··· ROWS ···
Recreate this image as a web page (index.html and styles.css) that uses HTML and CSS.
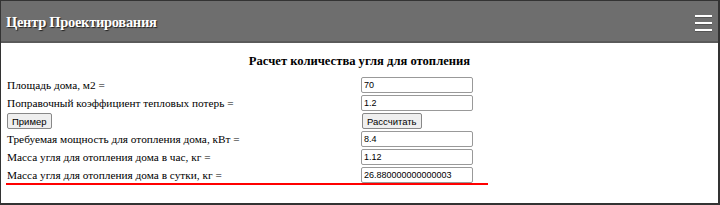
FILE: index.html
```html
<!DOCTYPE html>
<html lang="ru">
<head>
  <meta charset="UTF-8">
  <title>Центр Проектирования - Расчет количества угля</title>
  <link rel="stylesheet" href="styles.css">
</head>
<body>
  <div class="page">
    <div class="header">
      <h1>Центр Проектирования</h1>
      <div class="menu-icon">
        <span></span>
        <span></span>
        <span></span>
      </div>
    </div>
    <div class="content">
      <h3>Расчет количества угля для отопления</h3>
      <div class="calc">
        <div class="row">
          <label>Площадь дома, м2 =</label>
          <input type="text" id="area" value="70">
        </div>
        <div class="row">
          <label>Поправочный коэффициент тепловых потерь =</label>
          <input type="text" id="koef" value="1.2">
        </div>
        <div class="row">
          <div><button onclick="example()">Пример</button></div>
          <div><button onclick="calc()">Рассчитать</button></div>
        </div>
        <div class="row">
          <label>Требуемая мощность для отопления дома, кВт =</label>
          <input type="text" id="power" value="8.4">
        </div>
        <div class="row">
          <label>Масса угля для отопления дома в час, кг =</label>
          <input type="text" id="hour" value="1.12">
        </div>
        <div class="row result">
          <label>Масса угля для отопления дома в сутки, кг =</label>
          <input type="text" id="day" value="26.880000000000003">
        </div>
      </div>
    </div>
  </div>

  <script>
    function example() {
      document.getElementById('area').value = 70;
      document.getElementById('koef').value = 1.2;
    }

    function calc() {
      const area = parseFloat(document.getElementById('area').value);
      const koef = parseFloat(document.getElementById('koef').value);
      const power = area * koef / 10;
      const hour = power * 0.1333333;
      document.getElementById('power').value = power;
      document.getElementById('hour').value = hour.toFixed(2);
      document.getElementById('day').value = hour.toFixed(2) * 24;
    }
  </script>
</body>
</html>
```

FILE: styles.css
```css
html, body {
  margin: 0;
  padding: 0;
  height: 100%;
}
body {
  font-family: "Liberation Serif", "Times New Roman", serif;
  font-size: 11.3px;
  color: #000;
  background: #fff;
}
.page {
  box-sizing: border-box;
  height: 100%;
  border: 2px solid #333;
  border-left-width: 1px;
  border-top-width: 1px;
}
.header {
  height: 40px;
  background-color: #6e6e6e;
  border-bottom: 2px solid #5a5a5a;
  display: flex;
  justify-content: space-between;
  align-items: center;
  padding: 0 6px 0 5px;
}
.header h1 {
  margin: 2px 0 0;
  color: #fff;
  font-size: 14.5px;
  letter-spacing: -0.3px;
  font-weight: bold;
  text-shadow: 1px 1px 1px #222;
}
.menu-icon {
  display: flex;
  flex-direction: column;
  gap: 5px;
  padding-top: 3px;
}
.menu-icon span {
  display: block;
  width: 17px;
  height: 2px;
  background: #fff;
  box-shadow: 0 1px 0 #555;
}
.content {
  padding: 0 5px;
}
.content h3 {
  margin: 11px 0 7px;
  font-size: 12.6px;
  text-align: center;
}
.calc {
  width: 482px;
}
.row {
  display: grid;
  grid-template-columns: 355px 127px;
  align-items: center;
  height: 18px;
}
.row label {
  padding-left: 1px;
}
.row.result {
  height: 16px;
  padding-top: 1px;
  border-bottom: 2px solid red;
}
input {
  box-sizing: border-box;
  width: 112px;
  height: 16px;
  padding: 0 2px;
  font-family: "Liberation Sans", Arial, sans-serif;
  font-size: 9px;
  border: 1px solid #999;
  border-radius: 2px;
}
button {
  font-family: "Liberation Sans", Arial, sans-serif;
  font-size: 9.5px;
  height: 16px;
  padding: 0 4px;
  margin-left: 1px;
  background: #efefef;
  border: 1px solid #888;
  border-radius: 2px;
}
```
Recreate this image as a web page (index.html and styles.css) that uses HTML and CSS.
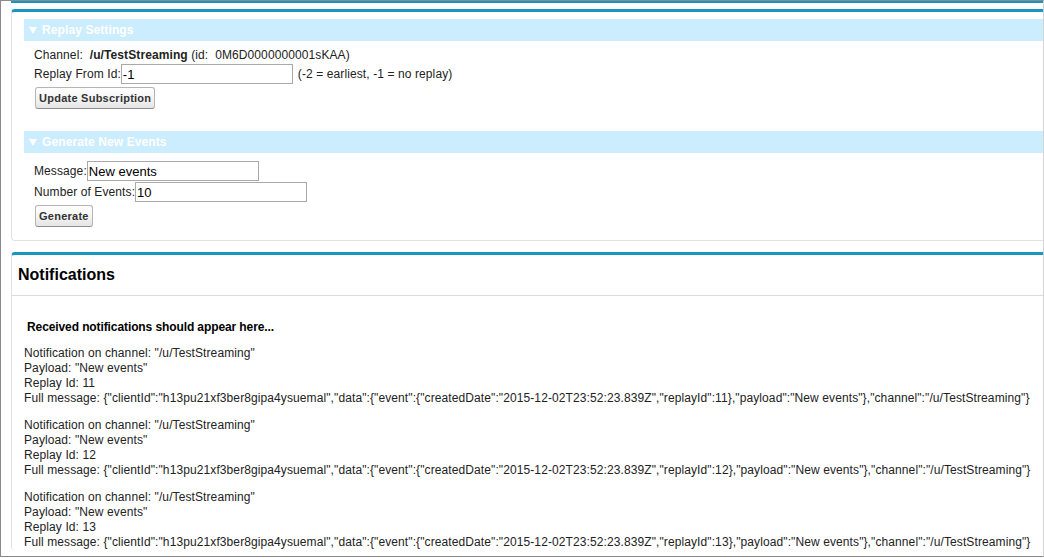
FILE: index.html
```html
<!DOCTYPE html>
<html lang="en">

<head>
    <meta charset="UTF-8">
    <title>Streaming Replay</title>
    <link rel="stylesheet" href="styles.css">
</head>

<body>
    <div class="window">
        <div class="prev-edge"></div>

        <div class="block">
            <div class="sub-header"><span class="twisty"></span>Replay Settings</div>
            <div class="section">
                <div class="row">Channel:&nbsp; <b>/u/TestStreaming</b> (id:&nbsp; 0M6D0000000001sKAA)</div>
                <div class="field-row">
                    <label>Replay From Id:</label><input class="field" type="text" value="-1">
                    <span class="note">(-2 = earliest, -1 = no replay)</span>
                </div>
                <div class="btn-row"><button class="btn">Update Subscription</button></div>
            </div>

            <div class="sub-header gap"><span class="twisty"></span>Generate New Events</div>
            <div class="section second">
                <div class="field-row">
                    <label>Message:</label><input class="field" type="text" value="New events">
                </div>
                <div class="field-row">
                    <label>Number of Events:</label><input class="field" type="text" value="10">
                </div>
                <div class="btn-row"><button class="btn">Generate</button></div>
            </div>
        </div>

        <div class="block notifications">
            <div class="block-title">
                <h2>Notifications</h2>
            </div>
            <div class="block-body">
                <p class="hint">Received notifications should appear here...</p>

                <div class="notification">
                    <div>Notification on channel: "/u/TestStreaming"</div>
                    <div>Payload: "New events"</div>
                    <div>Replay Id: 11</div>
                    <div>Full message: {"clientId":"h13pu21xf3ber8gipa4ysuemal","data":{"event":{"createdDate":"2015-12-02T23:52:23.839Z","replayId":11},"payload":"New events"},"channel":"/u/TestStreaming"}</div>
                </div>

                <div class="notification">
                    <div>Notification on channel: "/u/TestStreaming"</div>
                    <div>Payload: "New events"</div>
                    <div>Replay Id: 12</div>
                    <div>Full message: {"clientId":"h13pu21xf3ber8gipa4ysuemal","data":{"event":{"createdDate":"2015-12-02T23:52:23.839Z","replayId":12},"payload":"New events"},"channel":"/u/TestStreaming"}</div>
                </div>

                <div class="notification">
                    <div>Notification on channel: "/u/TestStreaming"</div>
                    <div>Payload: "New events"</div>
                    <div>Replay Id: 13</div>
                    <div>Full message: {"clientId":"h13pu21xf3ber8gipa4ysuemal","data":{"event":{"createdDate":"2015-12-02T23:52:23.839Z","replayId":13},"payload":"New events"},"channel":"/u/TestStreaming"}</div>
                </div>
            </div>
        </div>
    </div>
</body>

</html>
```

FILE: styles.css
```css
* {
    margin: 0;
    padding: 0;
    box-sizing: border-box;
}

body {
    font-family: 'Liberation Sans', Arial, sans-serif;
    font-size: 12px;
    letter-spacing: 0.1px;
    color: #222;
    background: #fff;
}

.window {
    height: 557px;
    border: 1px solid #8a8a8a;
    border-right-color: #d4d4d4;
    overflow: hidden;
}

.prev-edge {
    height: 2px;
    margin-left: 10px;
    background-color: #1797c0;
}

.block {
    margin-top: 6px;
    margin-left: 10px;
    border-top: 3px solid #1797c0;
    border-left: 1px solid #e0e3e5;
    border-bottom: 1px solid #e0e3e5;
    border-radius: 4px 0 0 4px;
    padding: 7px 0 13px 12px;
}

.sub-header {
    height: 22px;
    line-height: 22px;
    padding-left: 5px;
    background-color: #ccedfd;
    color: #fff;
    font-weight: bold;
    display: flex;
    align-items: center;
}

.sub-header.gap {
    margin-top: 22px;
}

.twisty {
    width: 0;
    height: 0;
    border-left: 4px solid transparent;
    border-right: 4px solid transparent;
    border-top: 7px solid #fff;
    margin-right: 5px;
}

.section {
    padding: 6px 0 0 10px;
}

.section.second {
    padding-top: 7px;
}

.row {
    line-height: 16px;
}

.field-row {
    display: flex;
    align-items: center;
    margin-top: 1px;
    white-space: pre;
}

.field {
    width: 172px;
    height: 20px;
    border: 1px solid #a9a9a9;
    padding: 0 1px;
    font-family: 'Liberation Sans', Arial, sans-serif;
    font-size: 13px;
    color: #000;
}

.note {
    margin-left: 5px;
}

.btn-row {
    margin-top: 3px;
    padding-left: 1px;
}

.btn {
    height: 22px;
    padding: 0 3px;
    border: 1px solid #b5b5b5;
    border-bottom-color: #8f8f8f;
    border-radius: 3px;
    background: linear-gradient(#ffffff, #f3f3f3 55%, #e4e4e4);
    font-family: 'Liberation Sans', Arial, sans-serif;
    font-size: 11px;
    font-weight: bold;
    letter-spacing: 0.25px;
    color: #333;
}

.notifications {
    margin-top: 11px;
    padding: 0;
    border-bottom: none;
}

.block-title {
    height: 41px;
    border-bottom: 1px solid #dcdcdc;
    padding-left: 6px;
}

.block-title h2 {
    font-size: 16px;
    font-weight: bold;
    letter-spacing: 0;
    line-height: 40px;
    color: #000;
}

.block-body {
    padding: 24px 12px 0 12px;
    line-height: 15px;
}

.hint {
    font-weight: bold;
    letter-spacing: -0.1px;
    color: #000;
    margin-left: 3px;
    margin-bottom: 11px;
}

.notification {
    margin-bottom: 12px;
    white-space: nowrap;
}
```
···
INSTRUCTIONS FOR THE TASK:
How many lines of the listing above include the word "page"? Reply with the number alone.

REPLY:
4